Thursday, April 19, 2007

Italian feasts

When the last season of the Sopranos debuted recently, we celebrated with our usual Italian food & wine feast. Here is the table, waiting for the lasagna and chicken piccata to arrive.

We are so looking forward to having REAL Italian cooking on our vacation. The neighborhood we are staying in, Trastevere in Rome, is supposed to be famous for its wonderful, cheap places to eat. We have gone twice to a newly-opened Sicilian restaurant here in San Rafael, Mezzo Mezzo, and enjoyed it very much. The Sicilian food is more seafood oriented, with an emphasis on sardines. I did not order the macaroni with sardine sauce here, thinking that the ones in Sicily would be much fresher and better. Or am I just postponing it? Sardines just don't sound appetising. But I'll try it!

Thursday, April 05, 2007


I made a reservation today for our next car. I have wanted one of these since I first laid eyes upon one in Paris 6 years ago.

Passover Pie

When our friends Lippy and Suz invited us to a passover seder, I immediately started thinking about what I would bring. Traditionally, we provide a 'savory sidedish' - almost always asapargus with balsamic vinegrette - to most passover potlucks, but these days, since I am still trying to become a piemaker, when holidays come up, I first think of pie. However, passover is not really a "pie" holiday. True, the pie does not require yeast or any type of leavening, and none of our friends have kosher requirements that prevent using unblessed flour, but something that bakes for an hour in the oven doesn't really go along with the spirit of the story about food that was packed up in a hurry to escape Egypt.

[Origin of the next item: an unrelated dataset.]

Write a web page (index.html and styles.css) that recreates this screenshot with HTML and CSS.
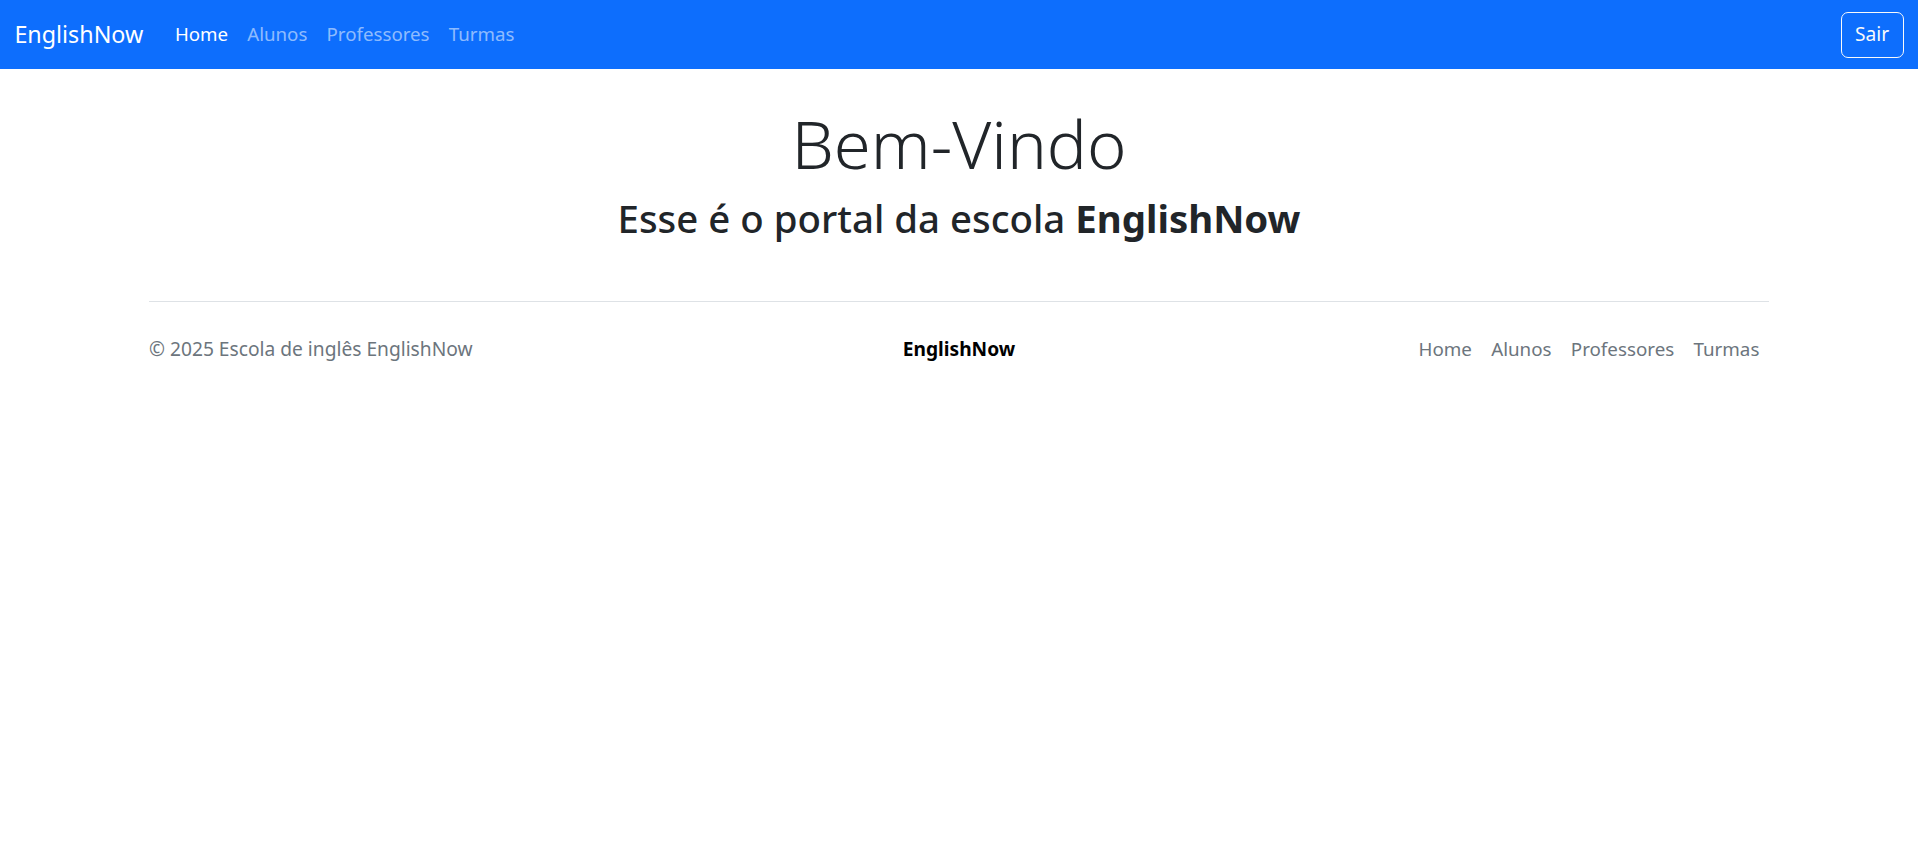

However, pie is very popular. And really, we were having other food that was slow cooked. So I decided to invent a passover pie recipe. I bought some almond macaroons at the store and crumbled them with some butter and cinnamon. and pressed them into the pie pan. I pre-baked it for about 10 minutes while I cut up the apples. I got some big ugly green apples at the farmers market for 25 cents a pound! I haven't seen prices like that in a long time. I filled two pie shells for $1.50. Traditional apple pie spices, nutmeg & cinnamon, but I used honey instead of sugar. Finally, I made a crumb crust with half almond flour, half cake matzoh meal. I should have used only the almond flour, because using the matzoh meal made the topping less crunchy and brown than I wanted. It looked almost white and didn't brown up like usual crumb topping.

I brought one to each seder we went to, and at the first one, we ate it as charoset, and the second one, it was served as dessert. It was a hit!